Jim Flynn, recently selected as the president of the Kentucky Association of School Superintendents (KASS), says education is a “people business.” To that end, he hopes to use his new status to bring people together toward a common vision.
“(It) is essential in our work. I am committed to the vision of preparing Kentucky students for college, career and life readiness in a global society,” said Flynn, who has been superintendent with the Simpson County school district for 10 years.
“With multiple pathways to college and career readiness available to Kentucky students, we are well positioned to meet this challenging and worthy vision,” Flynn said. “However, we must come together and commit our resources, time and energies to make it happen. My charge as KASS President is to be a leading voice in bringing people together to advance this vision – sleeves are rolled up, and I’m ready to work.”

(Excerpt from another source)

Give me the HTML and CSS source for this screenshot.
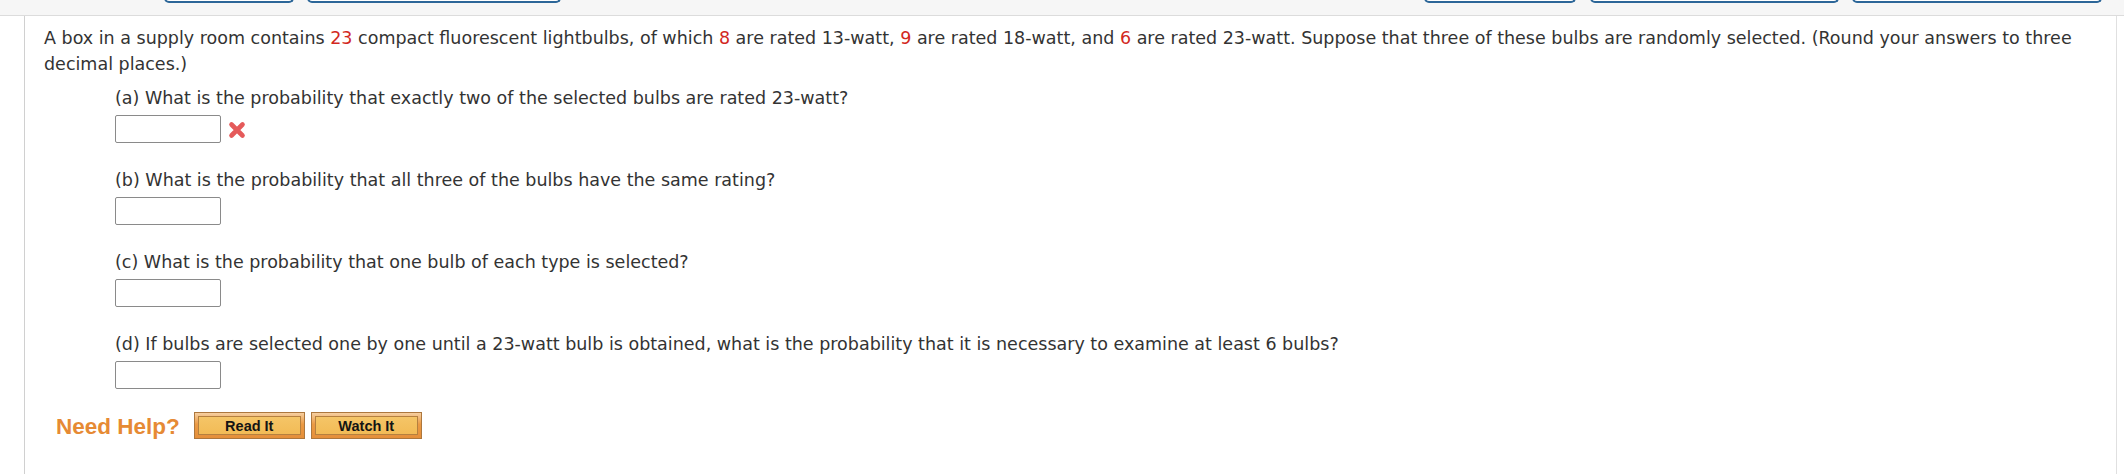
FILE: index.html
```html
<!DOCTYPE html>
<html>
<head>
<meta charset="utf-8">
<link rel="stylesheet" href="styles.css">
</head>
<body>
<div class="topbar">
  <div class="tab t1"></div>
  <div class="tab t2"></div>
  <div class="spacer"></div>
  <div class="tab t3"></div>
  <div class="tab t4"></div>
  <div class="tab t5"></div>
</div>
<div class="panel">
  <p class="intro">A box in a supply room contains <span class="num">23</span> compact fluorescent lightbulbs, of which <span class="num">8</span> are rated 13-watt, <span class="num">9</span> are rated 18-watt, and <span class="num">6</span> are rated 23-watt. Suppose that three of these bulbs are randomly selected. (Round your answers to three decimal places.)</p>
  <div class="questions">
    <div class="q">
      <div class="qtext">(a) What is the probability that exactly two of the selected bulbs are rated 23-watt?</div>
      <div class="answer">
        <span class="box"></span>
        <svg class="xmark" width="18" height="18" viewBox="0 0 18 18"><path d="M3.5 3.5 L14.5 14.5 M14.5 3.5 L3.5 14.5" stroke="#e55a5a" stroke-width="4.6" stroke-linecap="round"/></svg>
      </div>
    </div>
    <div class="q">
      <div class="qtext">(b) What is the probability that all three of the bulbs have the same rating?</div>
      <div class="answer"><span class="box"></span></div>
    </div>
    <div class="q">
      <div class="qtext">(c) What is the probability that one bulb of each type is selected?</div>
      <div class="answer"><span class="box"></span></div>
    </div>
    <div class="q">
      <div class="qtext">(d) If bulbs are selected one by one until a 23-watt bulb is obtained, what is the probability that it is necessary to examine at least 6 bulbs?</div>
      <div class="answer"><span class="box"></span></div>
    </div>
  </div>
  <div class="help">
    <span class="help-label">Need Help?</span>
    <span class="btn"><span class="btn-inner">Read It</span></span>
    <span class="btn"><span class="btn-inner">Watch It</span></span>
  </div>
</div>
</body>
</html>
```

FILE: styles.css
```css
html, body {
  margin: 0;
  padding: 0;
  background: #ffffff;
}
body {
  font-family: "DejaVu Sans", Verdana, sans-serif;
  font-size: 17.5px;
  color: #333333;
  height: 474px;
  overflow: hidden;
}
.topbar {
  height: 15px;
  background: #f6f6f6;
  border-bottom: 1px solid #dcdcdc;
  display: flex;
  overflow: hidden;
  padding-left: 164px;
  padding-right: 22px;
}
.tab {
  height: 10px;
  margin-top: -7px;
  border: 2px solid #2c6698;
  border-top: none;
  border-radius: 0 0 5px 5px;
  background: #ffffff;
  box-sizing: border-box;
}
.t1 { width: 130px; }
.t2 { width: 254px; margin-left: 13px; }
.spacer { flex: 1; }
.t3 { width: 152px; }
.t4 { width: 249px; margin-left: 14px; }
.t5 { width: 250px; margin-left: 13px; }
.panel {
  margin-left: 24px;
  margin-right: 7px;
  border-left: 1px solid #d0d0d0;
  border-right: 1px solid #e0e0e0;
  height: 458px;
  padding: 10px 30px 0 19px;
  box-sizing: border-box;
}
.intro {
  margin: 0;
  line-height: 25.5px;
}
.num {
  color: #d2281e;
}
.questions {
  margin-top: 9px;
  padding-left: 71px;
  display: flex;
  flex-direction: column;
  gap: 25.5px;
}
.qtext {
  line-height: 25.5px;
}
.answer {
  margin-top: 3px;
  display: flex;
  align-items: center;
  gap: 7px;
  height: 28px;
}
.box {
  display: block;
  width: 106px;
  height: 28px;
  box-sizing: border-box;
  border: 1px solid #8a8a8a;
  border-radius: 2px;
  background: #fff;
}
.xmark {
  display: block;
  margin-top: 2px;
}
.help {
  margin-top: 23px;
  padding-left: 12px;
  display: flex;
  align-items: center;
  height: 28px;
}
.help-label {
  font-family: "Liberation Sans", Arial, sans-serif;
  font-weight: bold;
  font-size: 22.5px;
  color: #e68a34;
  margin-right: 14px;
  margin-top: 2px;
}
.btn {
  display: block;
  width: 111px;
  height: 27px;
  box-sizing: border-box;
  border: 1px solid #ad773d;
  padding: 3px;
  background: linear-gradient(#f6cfa0 0%, #eb9a44 45%, #e58f3a 100%);
  margin-right: 6px;
}
.btn-inner {
  display: flex;
  align-items: center;
  justify-content: center;
  height: 100%;
  box-sizing: border-box;
  border: 1px solid #b5803f;
  background: linear-gradient(#f5c567, #f2bb56);
  font-family: "Liberation Sans", Arial, sans-serif;
  font-weight: bold;
  font-size: 14.5px;
  color: #141414;
}
```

To help students reach those college and career expectations, Flynn said he plans to continue working with the Kentucky Superintendents Network to offer high quality professional development for superintendents.
“Additionally, I expect KASS to deliver timely communications to our members around key issues facing superintendents,” he said. “I want KASS to be a key advocate for education working with members of the Kentucky General Assembly and the Governor’s office to help enact effective legislation, including adequate financial resources, to support a world-class education system that prepares our young people for success.”
In Education Week’s (a P-12 national publication) most recent “Quality Counts” report, Kentucky had its highest ranking ever nationally. Flynn noted that this ranking (10th nationally) was earned despite a failing grade in education funding.
“This is evidence that Kentucky residents are receiving a great return on investment from our schools,” Flynn said. “It is essential we find the resources needed to ensure (all) students get the support they need to meet the new and higher standards required to be successful in our 21st century economy and contribute successfully in our communities.
“I believe it is incumbent on Kentucky superintendents to carry this message to our legislators so they understand the importance of this issue and have the courage to take the actions necessary to remedy the funding situation for education in our state.”